Biz bu amaçla İzmir’de “Demir-Çimento Sistemi”ni getirdik, geliştirdik, hâlâ kullanılmaktadır. Kişiler onunla hesaplar yapmaktadırlar. Ortaklıkları öylece kurmaktadırlar. Rahmetli Turgut Özal, bizden kopya alarak arsada metrekare bedelini çıkardı. O da hâlen geçerlidir. Devletin arsa fiyatlarında kullanılmaktadır. İşte bu sistem genişletilirse paradaki şirkten toptan kurtulmuş oluruz.
İnsanlar kimleri Allah’a şerik yaparlar? Önce kendi nefislerini, heva ve heveslerini şirk yaparlar. Allah’ın dediklerine değil de kendi şirklerine uyarlar. Yalan olduğunu bile bile birçok şeylere inanmış görünürler. Çıkar elde edebilmek için Allah’tan başkasına ibadet etmeye başlarlar.
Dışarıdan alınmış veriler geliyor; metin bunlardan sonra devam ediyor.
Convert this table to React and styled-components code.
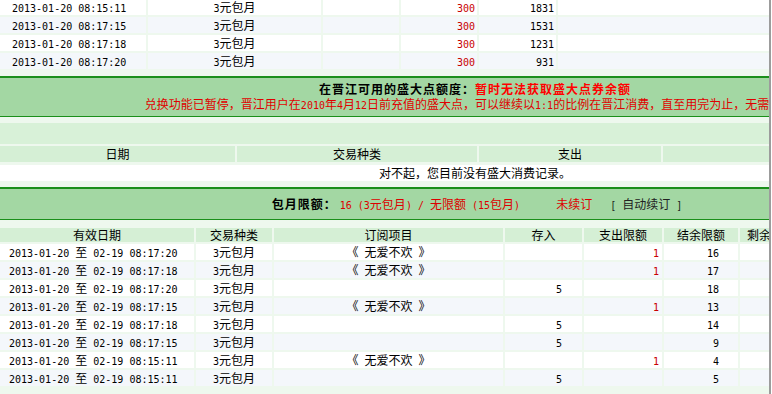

Zenginlere, yöneticilere, nüfuzlu din adamlarına tapmaya başlarlar. Diriler yetmez, ölülere ibadet ederler. Daha da gülüncü, onların heykellerine ve resimlerine, mezarlarına, ünvanlarına ubudiyet ederler.
Mustafa Kemal’in; “Hayatta en hakiki mürşit ilimdir.” “Elimizde tuttuğumuz meşale müsbet ilimdir.” sözlerini unutur giderler de; onun heykellerine, mezarlarına saygı duruşları yaparlar. “Hakimiyet-i Milliye”yi rafa kaldırıp da lâikliği çarpıtarak insanların inançlarına saldırırlar.
“Kuvva-yı Milliye”yi unutarak, faizsiz ekonomiyi yok edip, ülkeyi 100 milyarlarca dolar borca sokup esir ederler. İşte bütün bunlar şirktir. Müsbet ilme aykırı olan her türlü davranış şirktir. Biz kimseyi Kur’an’a inanmaya zorlamıyoruz. Biz onların müsbet ilme uymalarını da istemiyoruz. Biz onlar gibi müsbet ilmin dışına çıkarsak bizi çekin, ama bâtıl yola zorla götürmeğe uğraşmayın, gelmeyiz. Yenilmeyiz de.